COLLECTED DATA:
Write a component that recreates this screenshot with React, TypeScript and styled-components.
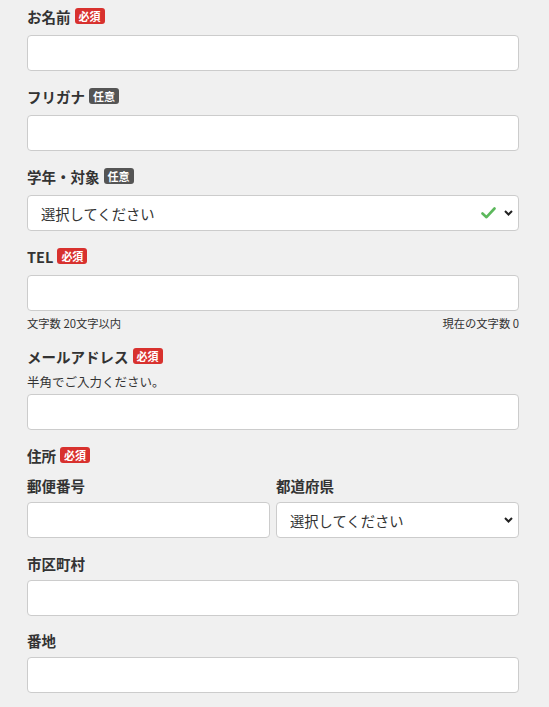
import React from "react";
import styled, { createGlobalStyle } from "styled-components";

const Global = createGlobalStyle`
  html, body { margin: 0; padding: 0; background: #f0f0f0; }
  body { font-family: "Noto Sans CJK JP", "Noto Sans", sans-serif; color: #333; }
  * { box-sizing: border-box; }
`;

const Form = styled.form`
  width: 492px;
  margin-left: 27px;
  padding-top: 5px;
  display: flex;
  flex-direction: column;
`;

const Field = styled.div<{ $gap?: number }>`
  display: flex;
  flex-direction: column;
  margin-bottom: ${(p) => p.$gap ?? 14}px;
`;

const LabelRow = styled.div`
  display: flex;
  align-items: center;
  gap: 4px;
  height: 22px;
  margin-bottom: 8px;
  font-size: 14.5px;
  font-weight: 700;
  color: #333;
`;

const SubLabel = styled.div`
  font-size: 14.5px;
  font-weight: 700;
  line-height: 20px;
  margin-bottom: 6px;
  color: #333;
`;

const Badge = styled.span<{ $required?: boolean }>`
  display: inline-flex;
  align-items: center;
  height: 16px;
  padding: 0 4px;
  border-radius: 3px;
  font-size: 11px;
  font-weight: 700;
  color: #fff;
  background: ${(p) => (p.$required ? "#d8312e" : "#555")};
`;

const Input = styled.input`
  width: 100%;
  height: 36px;
  border: 1px solid #ccc;
  border-radius: 4px;
  background: #fff;
  font-family: inherit;
  font-size: 14px;
  padding: 0 13px;
  outline: none;
`;

const SelectWrap = styled.div`
  position: relative;
  width: 100%;
`;

const Select = styled.select`
  width: 100%;
  height: 36px;
  border: 1px solid #ccc;
  border-radius: 4px;
  background: #fff;
  font-family: inherit;
  font-size: 14.3px;
  color: #333;
  padding: 0 40px 0 13px;
  appearance: none;
  -webkit-appearance: none;
  outline: none;
`;

const Icons = styled.div`
  position: absolute;
  right: 6px;
  top: 0;
  bottom: 0;
  display: flex;
  align-items: center;
  gap: 8px;
  pointer-events: none;
`;

const Helper = styled.div`
  display: flex;
  justify-content: space-between;
  margin-top: 4px;
  font-size: 11.3px;
  line-height: 16px;
  color: #333;
`;

const Note = styled.div`
  font-size: 12.5px;
  line-height: 18px;
  margin-top: -2px;
  margin-bottom: 3px;
  color: #333;
`;

const Split = styled.div`
  display: grid;
  grid-template-columns: 1fr 1fr;
  gap: 6px;
  margin-top: 2px;
`;

const Col = styled.div`
  display: flex;
  flex-direction: column;
`;

const Check = () => (
  <svg width="15" height="12" viewBox="0 0 15 12">
    <path d="M1.5 6.5 L5.5 10.2 L13.5 1.5" fill="none" stroke="#5cb85c" strokeWidth="2.6" strokeLinecap="round" strokeLinejoin="round" />
  </svg>
);

const Chevron = () => (
  <svg width="9" height="6" viewBox="0 0 9 6">
    <path d="M1 1 L4.5 4.5 L8 1" fill="none" stroke="#222" strokeWidth="2" />
  </svg>
);

const PickSelect = ({ check }: { check?: boolean }) => (
  <SelectWrap>
    <Select defaultValue="">
      <option value="">選択してください</option>
    </Select>
    <Icons>
      {check && <Check />}
      <Chevron />
    </Icons>
  </SelectWrap>
);

export default function App() {
  return (
    <>
      <Global />
      <Form>
        <Field>
          <LabelRow>お名前<Badge $required>必須</Badge></LabelRow>
          <Input />
        </Field>
        <Field>
          <LabelRow>フリガナ<Badge>任意</Badge></LabelRow>
          <Input />
        </Field>
        <Field>
          <LabelRow>学年・対象<Badge>任意</Badge></LabelRow>
          <PickSelect check />
        </Field>
        <Field>
          <LabelRow>TEL<Badge $required>必須</Badge></LabelRow>
          <Input />
          <Helper>
            <span>文字数 20文字以内</span>
            <span>現在の文字数 0</span>
          </Helper>
        </Field>
        <Field>
          <LabelRow>メールアドレス<Badge $required>必須</Badge></LabelRow>
          <Note>半角でご入力ください。</Note>
          <Input />
        </Field>
        <Field $gap={16}>
          <LabelRow>住所<Badge $required>必須</Badge></LabelRow>
          <Split>
            <Col>
              <SubLabel>郵便番号</SubLabel>
              <Input />
            </Col>
            <Col>
              <SubLabel>都道府県</SubLabel>
              <PickSelect />
            </Col>
          </Split>
        </Field>
        <Field $gap={15}>
          <SubLabel>市区町村</SubLabel>
          <Input />
        </Field>
        <Field>
          <SubLabel>番地</SubLabel>
          <Input />
        </Field>
      </Form>
    </>
  );
}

WHAT NEEDS TO BE DONE: Using the material above, report each line where "components" occurs.

TASK RESPONSE:
Write a component that recreates this screenshot with React, TypeScript and styled-components.
import styled, { createGlobalStyle } from "styled-components";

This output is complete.